At Cira South, the PHLX will continue to operate a physical options trading area, Wittman said. The PHLX floor has been an incubator for Philadelphia investment companies, including Susquehanna International Group, headed by Jeff Yass and other ex-PHLX traders who run a multinational firm with more than 1,600 employees.

Though the new 75,000-square-foot home is about the same size as the current Market Street space, "it's a lot more modern," said Wittman. "High-tech cubicles. Modern technology. Sunlight goes through the building."

No more traders craning toward banks of bolted-on terminals. They'll use handheld devices and adjustable desks. Wall art will show the old Merchants Coffee House, the market's first home (today's City Tavern). There'll be a modern coffee shop, too.
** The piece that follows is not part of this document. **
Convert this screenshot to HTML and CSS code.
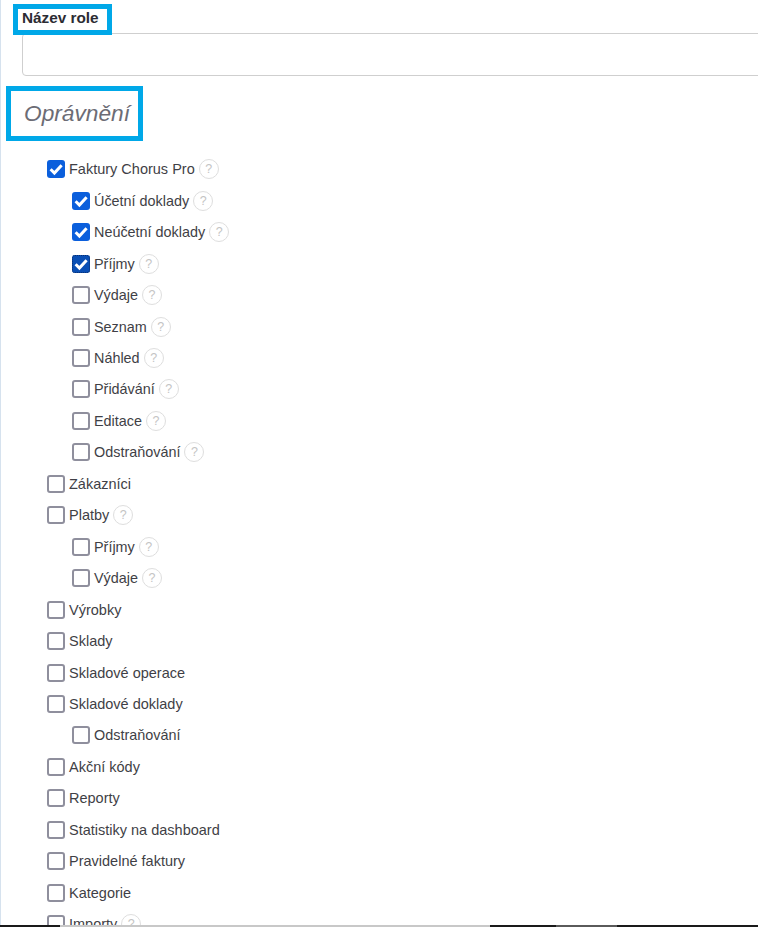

Wittman said Nasdaq has found the city a tech-talent-rich, cost-effective base for the business, a good place to grow again.

"We have a really great cross-section of job opportunities," he told me. "Tech jobs. Regulatory jobs. Client service. Everyone should know that Nasdaq, which is a major, global tech company, has a big footprint in Philadelphia."

Down I-95

What of stock markets' original job, raising capital for new companies?

Options markets like PHLX trade in existing companies' securities. It's expensive to list as a new firm on the Nasdaq or New York markets.

There has been a small movement in recent years to resurrect regional exchanges, in hopes of spurring small-business fund-raising.

A group including former PHLX official John Wallace persuaded New Castle County Executive Tom Gordon last year to lend it $3 million to start a Delaware Board of Trade (DBOT) for "emerging" companies, in hopes it would create trading jobs in Wilmington.

That sounded to me like a long shot, as I wrote in this space at the time.

DBOT failed to open on schedule this summer, Wallace and other promoters haven't been returning phone calls, and the delay became an issue for Gordon's opponents in his reelection bid. He was voted out of office in Delaware's Democratic primary Sept. 13.